Я теперь знаю, что Н. меня никогда не оставит. Не будет больше той одинокости (не одиночества), которой так боялась всегда. Я теперь знаю, что никаких трудностей между нами не возникнет – потому что того, что вызывало их, не существует больше.
Что это было? Моя любовь к нему, к любви, к жизни (что одно и то же) и в то же время умственное отталкивание от этого. Его отвлеченный культ природно-любовного начала в жизни – и органическая неспособность воплотить, принять, приблизить возможное чувство. Теперь нет этого разделения в нас и между нами. Н. просто стареющий, грустный и отвлеченно-внимательный человек. После того, что случилось прошлой зимой, он меньше курит, меньше читает, реже говорит о своем – «я сегодня подумал», ничем не возмущается и никогда больше не теряет самообладания из-за пустяков.
Н. меня по-прежнему не любит. Пустота, которая образовалась в его жизни, затянулась сама собой, как рана. В ней не могло возникнуть то чувство, которое за все эти годы не сумели создать мое воображение, мечта, и правда, и воля моя, – вся сила того, что жило во мне им и для него.
Он привязан ко мне чувством добровольной ответственности (ему не о ком больше заботиться), называет меня своей женой (хотя мы не можем венчаться до получения им развода в Америке) и жалеет меня. Жалость в нем, как во многих, влечет за собой физическую нежность и желание. Мне это всегда казалось залогом порочности, с одной стороны, и праведности, с другой. Когда-то я нуждалась в такой жалости, старалась вызвать ее в Н. (очевидно, что-то предчувствуя). Теперь она мне тягостно-безразлична. Как и то, впрочем, что за ней следует.
Замечаю, что мне трудно писать об этом чужом человеке, живущем в комнате рядом, в которую ведет белая дверь за портьерой.
Раньше я думала, что о любви можно и нужно написать длинную книгу, живую, даже в мелочах, которая напоминала бы каждому о том, что было могло быть или должно было быть с ним.
Теперь мне кажется, что если и было в жизни человека настоящее творческое чувство, то неизбежная смерть его (такая любовь человечна и смертна) унижает все. Остается только маленький кристаллик – как соль на дне стакана, из которого испарилась вода. Этот кристаллик можно положить в основу того состава, из которого делается жизнь и творчество после любви. Много этого или мало, не знаю.

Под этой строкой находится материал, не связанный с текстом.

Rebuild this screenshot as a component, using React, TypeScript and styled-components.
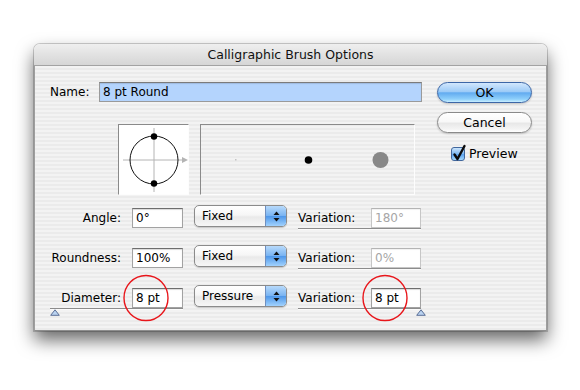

Сегодняшний день в любви ускользает от наблюдений и выводов. На любовную выдумку в жизни (причина и цель всякого чувства) уходят все творческие силы. Жизнь сама как бы превращается в книгу, и как условно по сравнению с ней все, что может создать анализирующий или фантазирующий литературный ум…
В те годы, когда я любила Н., я постоянно долгими часами ждала его дома или в кафе; что-то писала в ожидании, для того, чтобы время проходило скорей. Ожидание – единственное состояние, к которому нельзя привыкнуть, которое поэтому не притупляется и всегда тайно-насыщено чем-то. Теперь, перелистывая эти тетради (тайком от Н. и брата привезла их с собой из Парижа), не нахожу в них тела любви, – все отвлечения и заключения, отклонения и, иногда, что-то похожее на письма или молитвы.
Писать о любви умершей (даже естественной, а не насильственной, как эта, смертью) всегда поздно. Ясной памяти – моя к тому же усилена болезнью и физической бездеятельностью – недостаточно. Другая ночная, творческая, все-таки питается чувством и иссякает вместе с ним.
Я ничего не помню ни о нем, ни о моем чувстве к нему, ни о тех людях, днях, предметах, которые нас окружали. А казалось, что сердце никогда не забудет, как больно оно сжималось еще год тому назад… Тоже октябрь. И тот же юг. Буря неожиданная, волны почти на высоте садовой ограды маленькой виллы, в которой мы жили тогда. О чем мы спорили? В столовой, освещенной свечами (электричество погасло во всем городке), было холодно, полутемно и очень жутко. Н. ходил по комнате нарочито широкими шагами, истерически, громко, логично и несправедливо (убеждая самого себя) говорил что-то в ответ на мое (от робости и отчаяния) твердое замечание. Не помню, к чему оно относилось. Помню только ужас перед неизбежностью ссоры (каждый отвлеченный спор бывал только предлогом), стук непокорного сердца, шум моря за тонкой стеною, собственную руку на хрустальном подсвечнике, который сжимала, чтобы остановить дрожь. Помню, вижу… а все-таки все забыто. Рассказ о забытом труден и только досадно прельщает мысль.
Неужели даже воспоминанию положен срок?